I have a reflection on a MySQL view (essentially a table to Dremio) called dw_data
The raw reflection is made up many display fields, however the ones in the query are id, data, signature and data_type_id. Additionally, this reflection is sorted by the field id and the “id” refresh policy is set to incremental update on the “id” field. Finally, the reflection is partitioned by the data_type_id field as we will use this in subsequent reflections and in our where clause for most queries against this reflection.
OK… That is the reflection. Now here comes the weirdness.

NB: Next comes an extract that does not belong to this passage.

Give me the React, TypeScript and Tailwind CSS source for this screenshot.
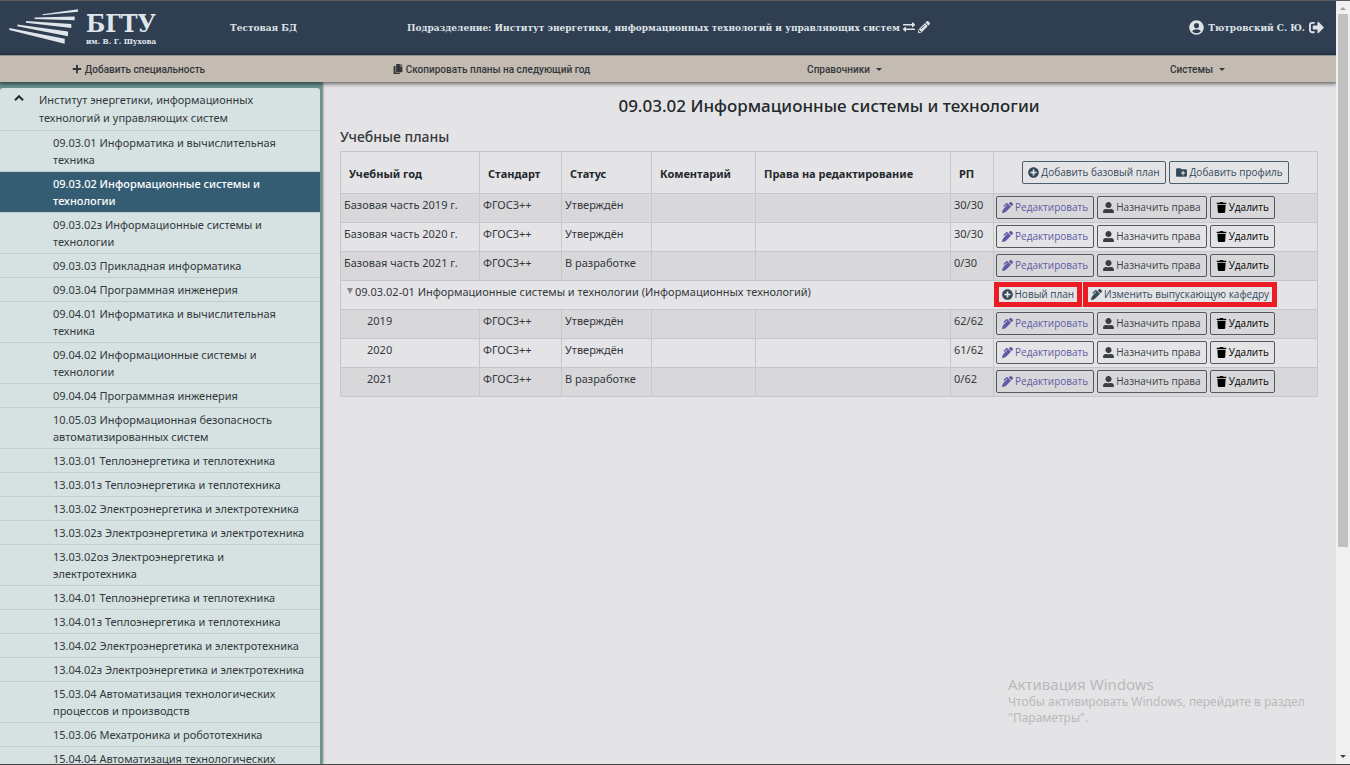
import React from "react";
import {
  FaPlus,
  FaCopy,
  FaExchangeAlt,
  FaPencilAlt,
  FaUserCircle,
  FaSignOutAlt,
  FaPlusCircle,
  FaTrash,
  FaPenAlt,
  FaUserAlt,
} from "react-icons/fa";
import { MdCreateNewFolder } from "react-icons/md";

const specialties = [
  "09.03.01 Информатика и вычислительная техника",
  "09.03.02 Информационные системы и технологии",
  "09.03.02з Информационные системы и технологии",
  "09.03.03 Прикладная информатика",
  "09.03.04 Программная инженерия",
  "09.04.01 Информатика и вычислительная техника",
  "09.04.02 Информационные системы и технологии",
  "09.04.04 Программная инженерия",
  "10.05.03 Информационная безопасность автоматизированных систем",
  "13.03.01 Теплоэнергетика и теплотехника",
  "13.03.01з Теплоэнергетика и теплотехника",
  "13.03.02 Электроэнергетика и электротехника",
  "13.03.02з Электроэнергетика и электротехника",
  "13.03.02оз Электроэнергетика и электротехника",
  "13.04.01 Теплоэнергетика и теплотехника",
  "13.04.01з Теплоэнергетика и теплотехника",
  "13.04.02 Электроэнергетика и электротехника",
  "13.04.02з Электроэнергетика и электротехника",
  "15.03.04 Автоматизация технологических процессов и производств",
  "15.03.06 Мехатроника и робототехника",
  "15.04.04 Автоматизация технологических",
];

const SELECTED = 1;

type Plan = { name: string; status: string; rp: string };

const basePlans: Plan[] = [
  { name: "Базовая часть 2019 г.", status: "Утверждён", rp: "30/30" },
  { name: "Базовая часть 2020 г.", status: "Утверждён", rp: "30/30" },
  { name: "Базовая часть 2021 г.", status: "В разработке", rp: "0/30" },
];

const profilePlans: Plan[] = [
  { name: "2019", status: "Утверждён", rp: "62/62" },
  { name: "2020", status: "Утверждён", rp: "61/62" },
  { name: "2021", status: "В разработке", rp: "0/62" },
];

function Logo() {
  return (
    <a href="#" className="flex items-center gap-[7px] text-[#dfe5ea]">
      <svg viewBox="0 0 70 36" className="h-9 w-[70px]" fill="currentColor" aria-hidden="true">
        <path d="M33.500 5.300 69 .3v2.500L33.500 6.300z" />
        <path d="M25.500 8.500 65.700 7.400v3.800L25.500 10z" />
        <path d="M17 12 62.300 15v4L17 13.800z" />
        <path d="M8.300 15.500 59 22.600v4.600L8.300 17.300z" />
        <path d="M.3 19 55.700 29.800v5L.3 21z" />
      </svg>
      <span className="flex flex-col pt-1 font-['DejaVu_Serif_Condensed','DejaVu_Serif',serif]">
        <span className="text-[25px] leading-6 font-bold">БГТУ</span>
        <span className="text-[8px] leading-[10px] whitespace-nowrap">им. В. Г. Шухова</span>
      </span>
    </a>
  );
}

function Caret() {
  return (
    <svg viewBox="0 0 6 3" className="ml-[3px] h-[3px] w-[6px]" fill="currentColor" aria-hidden="true">
      <path d="M0 0h6L3 3z" />
    </svg>
  );
}

function NavItem({ icon, caret, children }: { icon?: React.ReactNode; caret?: boolean; children: React.ReactNode }) {
  return (
    <button type="button" className="flex h-full items-center justify-center gap-[3px] font-medium">
      {icon}
      {children}
      {caret && <Caret />}
    </button>
  );
}

function ActionButton({
  icon,
  tone,
  marked,
  children,
}: {
  icon: React.ReactNode;
  tone: string;
  marked?: boolean;
  children: React.ReactNode;
}) {
  return (
    <button
      type="button"
      className={`relative flex h-[23px] items-center gap-[2px] rounded-[2px] border px-[5px] font-['Open_Sans',sans-serif] text-[10px] whitespace-nowrap ${tone}`}
    >
      {icon}
      {children}
      {marked && <span className="absolute -inset-x-[3px] -inset-y-[2px] border-5 border-[#ed1c24]" />}
    </button>
  );
}

const cell = "border border-[#c3c8cb] p-[3px] align-top leading-4";

function PlanRow({ plan, shaded, nested }: { plan: Plan; shaded: boolean; nested?: boolean }) {
  return (
    <tr className={`h-[29px] ${shaded ? "bg-[#d8d8da]" : ""}`}>
      <td className={`${cell} ${nested ? "pl-[26px]" : ""}`}>{plan.name}</td>
      <td className={cell}>ФГОС3++</td>
      <td className={cell}>{plan.status}</td>
      <td className={cell} />
      <td className={cell} />
      <td className={cell}>{plan.rp}</td>
      <td className="border border-[#c3c8cb] px-[2px] pt-[2px] align-top">
        <div className="flex gap-[3px]">
          <ActionButton tone="border-[#55585c] text-[#5f5aa5]" icon={<FaPenAlt className="size-[11px]" />}>
            Редактировать
          </ActionButton>
          <ActionButton tone="border-[#55585c] text-[#3a3f44]" icon={<FaUserAlt className="size-[11px]" />}>
            Назначить права
          </ActionButton>
          <ActionButton tone="border-[#55585c] text-black" icon={<FaTrash className="size-[11px]" />}>
            Удалить
          </ActionButton>
        </div>
      </td>
    </tr>
  );
}

export default function App() {
  return (
    <div className="flex h-screen overflow-hidden border-t border-b border-t-[#58585a] border-b-[#444444] bg-[#e4e4e6] font-['Noto_Sans',sans-serif] text-[#33383d]">
      <div className="flex min-w-0 flex-1 flex-col">
        <header className="flex h-[54px] shrink-0 items-center bg-[#2f3e50] pr-3 pb-[2px] pl-[9px] font-['DejaVu_Serif_Condensed','DejaVu_Serif',serif] text-[10px] font-bold text-[#dde3e8]">
          <div className="w-[221px] shrink-0">
            <Logo />
          </div>
          <span className="w-[177px] shrink-0">Тестовая БД</span>
          <div className="flex flex-1 items-center gap-[3px] whitespace-nowrap">
            <span>Подразделение: Институт энергетики, информационных технологий и управляющих систем</span>
            <button type="button" aria-label="Сменить подразделение">
              <FaExchangeAlt className="size-3" />
            </button>
            <button type="button" aria-label="Редактировать подразделение">
              <FaPencilAlt className="size-3" />
            </button>
          </div>
          <div className="flex items-center gap-1 whitespace-nowrap">
            <FaUserCircle className="size-[15px]" />
            <span>Тютровский С. Ю.</span>
            <button type="button" aria-label="Выйти">
              <FaSignOutAlt className="size-[15px]" />
            </button>
          </div>
        </header>

        <nav className="relative z-10 h-[27px] shrink-0 border-t border-[#8d8f92] bg-[#c4bbb3] font-[Roboto,sans-serif] text-[10px] text-[#33373b] shadow-[0_1px_4px_1px_rgba(0,0,0,0.55)]">
          <div className="-mx-[38px] grid h-full grid-cols-4">
            <NavItem icon={<FaPlus className="size-[10px]" />}>Добавить специальность</NavItem>
            <NavItem icon={<FaCopy className="size-[10px]" />}>Скопировать планы на следующий год</NavItem>
            <NavItem caret>Справочники</NavItem>
            <NavItem caret>Системы</NavItem>
          </div>
        </nav>

        <div className="flex min-h-0 flex-1">
          <aside className="w-[322px] shrink-0 overflow-hidden bg-[#6a9390] pt-[6px] pr-[2px] shadow-[1px_0_2px_rgba(0,0,0,0.5)]">
            <div className="rounded-t-[3px] bg-[#d6e2e1] text-[11px]">
              <button
                type="button"
                className="flex w-full items-start border-b border-[#c2cecf] py-[3px] pl-[14px] text-left leading-[18px]"
              >
                <svg viewBox="0 0 10 6" className="mt-1 mr-[15px] h-[6px] w-[10px] shrink-0" fill="none" stroke="#23282c" strokeWidth="2" aria-hidden="true">
                  <path d="M1 5.200 5 1.200l4 4" />
                </svg>
                <span className="w-[230px]">Институт энергетики, информационных технологий и управляющих систем</span>
              </button>
              <ul>
                {specialties.map((name, i) => (
                  <li key={name}>
                    <a
                      href="#"
                      className={`block border-b border-[#c2cecf] py-[3px] pr-[14px] pl-[53px] leading-[17px] ${
                        i === SELECTED ? "bg-[#345c72] font-medium text-white" : ""
                      }`}
                    >
                      {name}
                    </a>
                  </li>
                ))}
              </ul>
            </div>
          </aside>

          <main className="relative min-w-0 flex-1 pt-3 pr-[18px] pl-[18px]">
            <h1 className="text-center text-[17px] leading-6 font-medium text-[#23282c]">
              09.03.02 Информационные системы и технологии
            </h1>
            <h2 className="mt-[9px] mb-1 text-[14px] leading-5 font-medium">Учебные планы</h2>
            <table className="w-full table-fixed border-collapse text-[11px]">
              <colgroup>
                <col className="w-[139px]" />
                <col className="w-[82px]" />
                <col className="w-[90px]" />
                <col className="w-[104px]" />
                <col className="w-[195px]" />
                <col className="w-[43px]" />
                <col />
              </colgroup>
              <thead>
                <tr className="h-[42px] text-left text-[#23282c]">
                  {["Учебный год", "Стандарт", "Статус", "Коментарий", "Права на редактирование", "РП"].map((h) => (
                    <th key={h} className="border border-[#c3c8cb] px-2 pt-1 font-bold">
                      {h}
                    </th>
                  ))}
                  <th className="border border-[#c3c8cb] font-normal">
                    <div className="flex justify-center gap-[3px]">
                      <ActionButton tone="border-[#4c5d6c] text-[#34495a]" icon={<FaPlusCircle className="size-[11px]" />}>
                        Добавить базовый план
                      </ActionButton>
                      <ActionButton tone="border-[#4c5d6c] text-[#34495a]" icon={<MdCreateNewFolder className="size-[13px]" />}>
                        Добавить профиль
                      </ActionButton>
                    </div>
                  </th>
                </tr>
              </thead>
              <tbody>
                {basePlans.map((plan, i) => (
                  <PlanRow key={plan.name} plan={plan} shaded={i % 2 === 0} />
                ))}
                <tr className="h-[29px]">
                  <td colSpan={6} className="border border-r-0 border-[#c3c8cb] px-[6px] py-[3px] align-top leading-4">
                    <button type="button" className="flex items-start gap-[2px]">
                      <svg viewBox="0 0 6 6" className="mt-1 size-[6px]" fill="#85888b" aria-hidden="true">
                        <path d="M0 0h6L3 6z" />
                      </svg>
                      09.03.02-01 Информационные системы и технологии (Информационных технологий)
                    </button>
                  </td>
                  <td className="border border-l-0 border-[#c3c8cb] px-[2px] pt-[2px] align-top">
                    <div className="flex gap-[5px]">
                      <ActionButton marked tone="border-[#4c5d6c] text-[#34495a]" icon={<FaPlusCircle className="size-[11px]" />}>
                        Новый план
                      </ActionButton>
                      <ActionButton marked tone="border-[#4c5d6c] text-[#34495a]" icon={<FaPenAlt className="size-[11px]" />}>
                        Изменить выпускающую кафедру
                      </ActionButton>
                    </div>
                  </td>
                </tr>
                {profilePlans.map((plan, i) => (
                  <PlanRow key={plan.name} plan={plan} shaded={i % 2 === 0} nested />
                ))}
              </tbody>
            </table>

            <div className="pointer-events-none absolute right-6 bottom-[38px] w-[304px] text-[#b9b9bb]">
              <p className="text-[15px] leading-5">Активация Windows</p>
              <p className="text-[12px] leading-4">Чтобы активировать Windows, перейдите в раздел "Параметры".</p>
            </div>
          </main>
        </div>
      </div>

      <div className="relative z-20 flex w-[14px] shrink-0 flex-col items-center bg-[#f1f1f1] py-[6px]" aria-hidden="true">
        <svg viewBox="0 0 6 3" className="h-[3px] w-[6px]" fill="#a0a0a0">
          <path d="M0 3h6L3 0z" />
        </svg>
        <div className="mt-1 h-[71%] w-[10px] bg-[#c1c1c1]" />
        <svg viewBox="0 0 6 3" className="mt-auto h-[3px] w-[6px]" fill="#444444">
          <path d="M0 0h6L3 3z" />
        </svg>
      </div>
    </div>
  );
}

The reflection is utilized and the query is accelerated for all of the below.
SELECT MIN(id), MAX(id) FROM “production-data-analysis”.analysis.dw_data
This query looks to be good to go. It returns a 1 for the MIN and 171878598 for the MAX. The id’s are accurate based on the source data id values.

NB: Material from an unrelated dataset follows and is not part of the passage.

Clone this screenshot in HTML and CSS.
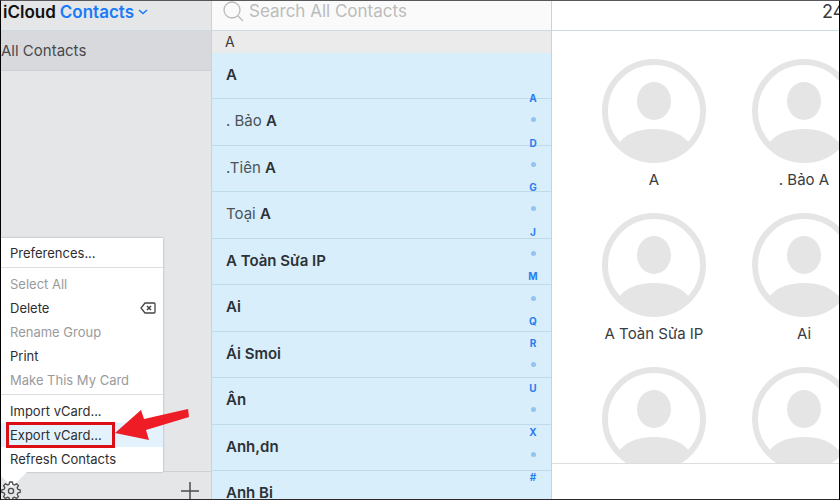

SELECT MIN(id), MAX(id) FROM “production-data-analysis”.analysis.dw_data WHERE data_type_id=6 OR data_type_id=7 OR data_type_id=8 OR data_type_id=32
Adding data_type_id (the partitioned field in the reflection), returns us inaccurate MIN and MAX values for the “id” field. 1527187755000 MIN and 1528386742000 MAX
SELECT * FROM “production-data-analysis”.analysis.dw_data WHERE data_type_id=6 OR data_type_id=7 OR data_type_id=8 OR data_type_id=32 LIMIT 1000
Selecting a subset of 1000 records provides us with accurate “id” values when using the data_type_id in the WHERE clause
SELECT * FROM “production-data-analysis”.analysis.dw_data WHERE data_type_id=6 OR data_type_id=7 OR data_type_id=8 OR data_type_id=32 ORDER BY id DESC LIMIT 1000
Adding the ORDER BY id DESC produces values that are incorrect an inline with query number 2 from above where the values are somewhere between the MIN and MAX from query 2 and repetitive. The id field is a unique column, auto incremented column on the data source in MySQL.

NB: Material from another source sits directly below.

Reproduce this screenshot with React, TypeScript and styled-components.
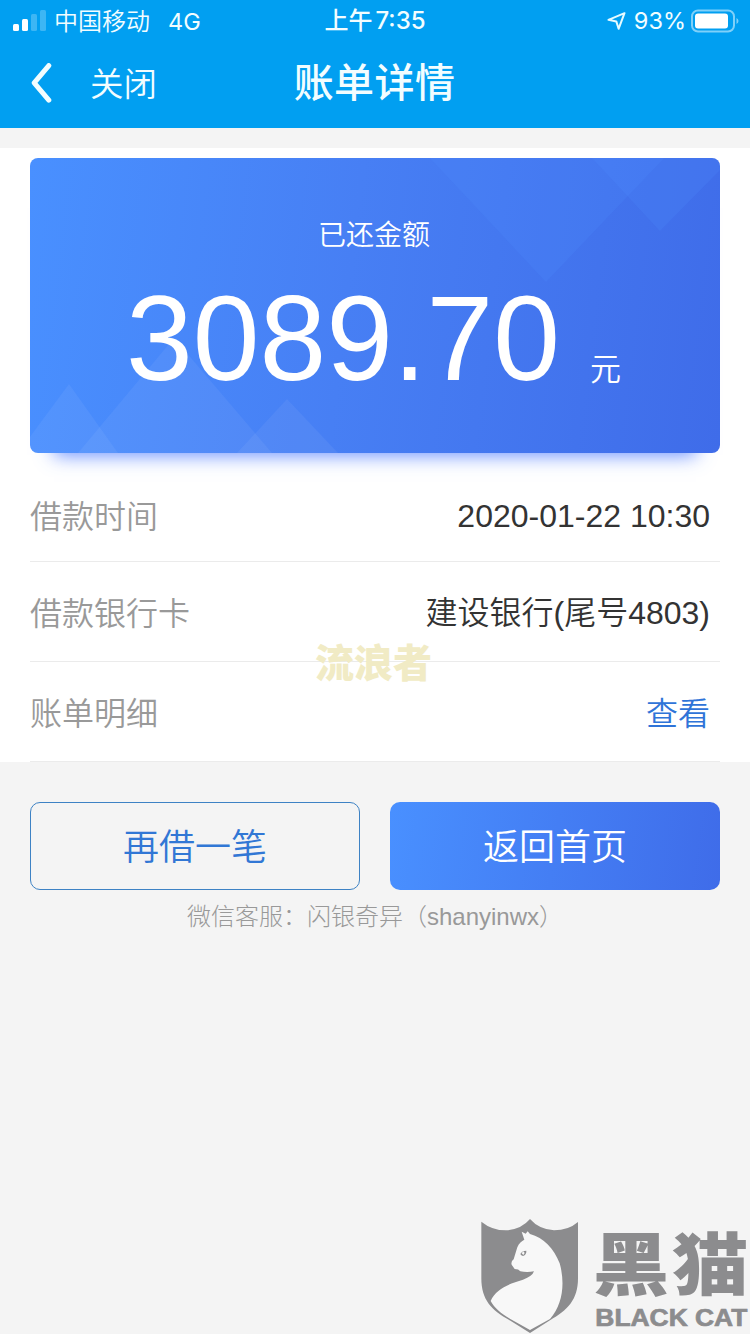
import React from "react";
import styled, { createGlobalStyle } from "styled-components";

const GlobalStyle = createGlobalStyle`
  * { box-sizing: border-box; }
  body {
    margin: 0;
    background: #f4f4f4;
    font-family: "Liberation Sans", "Noto Sans CJK SC", sans-serif;
  }
`;

const Page = styled.div`
  position: relative;
  width: 750px;
  height: 1334px;
  overflow: hidden;
  background: #f4f4f4;
`;

const Header = styled.header`
  height: 128px;
  background: #019ff1;
  color: #f2fdff;
`;

const StatusBar = styled.div`
  display: grid;
  grid-template-columns: 1fr auto 1fr;
  align-items: center;
  height: 40px;
  padding: 0 11px 0 13px;
  font: 400 24px/38px Inter, "Noto Sans CJK SC", sans-serif;
`;

const StatusGroup = styled.div<{ $end?: boolean }>`
  display: flex;
  align-items: center;
  justify-content: ${(p) => (p.$end ? "flex-end" : "flex-start")};
  white-space: nowrap;
`;

const Carrier = styled.span`
  margin: 3px 18px 0 8px;
  font-weight: 350;
`;

const Network = styled.span`
  padding-top: 2px;
  font-size: 23.5px;
  font-weight: 400;
`;

const Clock = styled.span`
  display: flex;
  gap: 3px;
  margin: 1px 2px 0 0;
  font-weight: 500;
  font-size: 24px;
`;

const Percent = styled.span`
  margin: 1px 5px 0 8px;
  font-weight: 400;
  font-size: 23.5px;
`;

const NavBar = styled.nav`
  display: grid;
  grid-template-columns: 1fr auto 1fr;
  align-items: center;
  height: 88px;
  padding: 0 32px 2px 31px;
`;

const BackGroup = styled.div`
  display: flex;
  align-items: center;
  gap: 38px;
  height: 84px;
  font-size: 33.5px;
  font-weight: 350;
  line-height: 84px;

  span {
    padding-top: 4px;
  }
`;

const Title = styled.h1`
  margin: 0;
  font-size: 40px;
  line-height: 84px;
  font-weight: 500;
  letter-spacing: 0.4px;
`;

const Panel = styled.main`
  height: 614px;
  margin-top: 20px;
  padding: 10px 30px 0;
  background: #fff;
`;

const AmountCard = styled.section`
  position: relative;
  height: 295px;
  margin-bottom: 9px;
  padding-top: 54px;
  border-radius: 8px;
  background: linear-gradient(97deg, #4990ff 0%, #477ff4 46%, #3f6ce9 100%);
  box-shadow: 0 26px 18px -24px rgba(64, 112, 255, 0.8);
  color: #fff;
  text-align: center;
`;

const Peaks = styled.svg`
  position: absolute;
  inset: 0;
  border-radius: 8px;
`;

const CardLabel = styled.div`
  position: relative;
  margin-left: -2px;
  font-size: 28px;
  line-height: 48px;
  font-weight: 350;
`;

const AmountLine = styled.div`
  position: relative;
  display: flex;
  align-items: baseline;
  justify-content: center;
  gap: 30px;
  margin: 10px 0 0 -3px;
`;

const Amount = styled.span`
  font-size: 120px;
  line-height: 136px;
`;

const Unit = styled.span`
  font-size: 31px;
  font-weight: 350;
  line-height: 40px;
`;

const Row = styled.div<{ $top: number }>`
  display: flex;
  align-items: center;
  justify-content: space-between;
  height: 100px;
  padding: ${(p) => p.$top}px 10px 0 0;
  border-bottom: 1px solid #ebebeb;
  font-size: 32px;
  line-height: 48px;
`;

const RowLabel = styled.span`
  padding-top: 2px;
  color: #999;
  font-weight: 350;
`;

const RowValue = styled.span<{ $link?: boolean }>`
  padding-top: ${(p) => (p.$link ? 2 : 0)}px;
  color: ${(p) => (p.$link ? "#2f74d8" : "#333")};
  font-weight: 350;
`;

const Actions = styled.div`
  display: grid;
  grid-template-columns: 1fr 1fr;
  gap: 30px;
  padding: 40px 30px 0;
`;

const ActionButton = styled.button<{ $primary?: boolean }>`
  height: 88px;
  padding: 0 0 4px;
  border-radius: 10px;
  border: ${(p) => (p.$primary ? "0" : "1px solid #3d82c4")};
  background: ${(p) => (p.$primary ? "linear-gradient(98deg, #4990ff, #3f6ce9)" : "transparent")};
  color: ${(p) => (p.$primary ? "#fff" : "#3177d5")};
  font-family: inherit;
  font-size: 36px;
  font-weight: 350;
`;

const Service = styled.p`
  margin: 9px 0 0;
  text-align: center;
  color: #999;
  font-size: 24px;
  line-height: 36px;
  font-weight: 300;
`;

const Watermark = styled.span`
  position: absolute;
  left: 315px;
  top: 635px;
  color: #f1ebc5;
  font-size: 39px;
  line-height: 58px;
  font-weight: 900;
`;

const BrandStamp = styled.svg`
  position: absolute;
  right: 0;
  bottom: 0;
`;

const rows = [
  { label: "借款时间", value: "2020-01-22 10:30", top: 8 },
  { label: "借款银行卡", value: "建设银行(尾号4803)", top: 3 },
  { label: "账单明细", value: "查看", top: 3, link: true },
];

export default function App() {
  return (
    <Page>
      <GlobalStyle />
      <Header>
        <StatusBar>
          <StatusGroup>
            <svg width="33" height="22" viewBox="0 0 33 22" fill="#fff">
              <rect x="0" y="14" width="6" height="7" rx="1.5" />
              <rect x="9" y="9" width="6" height="12" rx="1.5" />
              <rect x="18" y="4" width="6" height="17" rx="1.5" opacity=".24" />
              <rect x="27" y="0" width="6" height="21" rx="1.5" opacity=".24" />
            </svg>
            <Carrier>中国移动</Carrier>
            <Network>4G</Network>
          </StatusGroup>
          <Clock>
            <span>上午</span>
            <span>7:35</span>
          </Clock>
          <StatusGroup $end>
            <svg width="19" height="18" viewBox="0 0 19 18" fill="none" stroke="#e6fbff" strokeWidth="2" strokeLinejoin="round">
              <path d="M17.5 1.2 1.5 7.8 9.3 9.4 11.6 16.8Z" />
            </svg>
            <Percent>93%</Percent>
            <svg width="48" height="24" viewBox="0 0 48 24">
              <rect x="1" y="1.5" width="42" height="21" rx="6" fill="none" stroke="#7fd0f9" strokeWidth="2" />
              <rect x="4" y="4.5" width="33" height="15" rx="3" fill="#fff" />
              <path d="M45.5 9v6q2-1 2-3t-2-3" fill="#7fd0f9" />
            </svg>
          </StatusGroup>
        </StatusBar>
        <NavBar>
          <BackGroup>
            <svg width="21" height="40" viewBox="0 0 21 40" fill="none" stroke="#f2fdff" strokeWidth="5" strokeLinecap="round" strokeLinejoin="round">
              <path d="M17.8 2.6 3.2 19.8 17.8 37.2" />
            </svg>
            <span>关闭</span>
          </BackGroup>
          <Title>账单详情</Title>
        </NavBar>
      </Header>

      <Panel>
        <AmountCard>
          <Peaks width="690" height="295" viewBox="0 0 690 295">
            <g fill="#fff" fillOpacity=".055">
              <path d="M39 226-12 295H88Z" />
              <path d="M144 180 48 295H242Z" />
              <path d="M257 241 207 295H308Z" />
            </g>
            <g fill="#5090ff" fillOpacity=".19">
              <path d="M400 0H634L516 124Z" />
              <path d="M562 0H690V12L630 73Z" />
            </g>
          </Peaks>
          <CardLabel>已还金额</CardLabel>
          <AmountLine>
            <Amount>3089.70</Amount>
            <Unit>元</Unit>
          </AmountLine>
        </AmountCard>
        {rows.map((r) => (
          <Row key={r.label} $top={r.top}>
            <RowLabel>{r.label}</RowLabel>
            <RowValue $link={r.link}>{r.value}</RowValue>
          </Row>
        ))}
      </Panel>

      <Actions>
        <ActionButton>再借一笔</ActionButton>
        <ActionButton $primary>返回首页</ActionButton>
      </Actions>
      <Service>微信客服：闪银奇异（shanyinwx）</Service>

      <Watermark>流浪者</Watermark>

      <BrandStamp width="280" height="134" viewBox="0 0 840 402">
        <path
          d="M34 65Q66 91 108 91 154 88 180 57 207 88 252 91 295 91 324 66V235C324 300 292 331 240 361L180 399 119 361C65 331 34 300 34 235Z"
          fill="#8c8c8e"
        />
        <path
          d="M155 95 167 101 173 94 180 102C221 113 252 146 269 190 286 250 278 314 240 357L180 390 121 357C94 341 73 324 62 303 78 266 116 252 159 239Q187 229 192 214 171 218 151 214 146 207 134 207L125 194Q122 185 131 178 138 155 142 142C147 129 155 123 163 119Z"
          fill="#f8f8f8"
        />
        <path d="M151 162Q156 152 169 152 170 163 159 168 153 167 151 162Z" fill="#8c8c8e" />
        <path d="m160 154 4 5-4 6-5-5Z" fill="#f8f8f8" />
        <g fill="#8c8c8e" fontFamily='"Noto Sans CJK SC", sans-serif' fontWeight="900">
          <text transform="translate(368 269) scale(1.12 1)" fontSize="205">黑</text>
          <text transform="translate(606 269) scale(1.12 1)" fontSize="205">猫</text>
        </g>
        <text x="376" y="379" fill="#8c8c8e" stroke="#8c8c8e" strokeWidth="2" fontFamily='"Liberation Sans", sans-serif' fontWeight="700" fontSize="69" textLength="456" lengthAdjust="spacingAndGlyphs">
          BLACK CAT
        </text>
      </BrandStamp>
    </Page>
  );
}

Why is query 2 and 4 returning unexpected results for a unique auto incremented “id” field that is sorted (by id) or grouped (to produce a min/max)?
Is the partition on the reflection the issue?
Is the sort on the reflection the issue?
Thank You for any insight into this. Let me know if you need query profiles to investigate the usage of the reflection.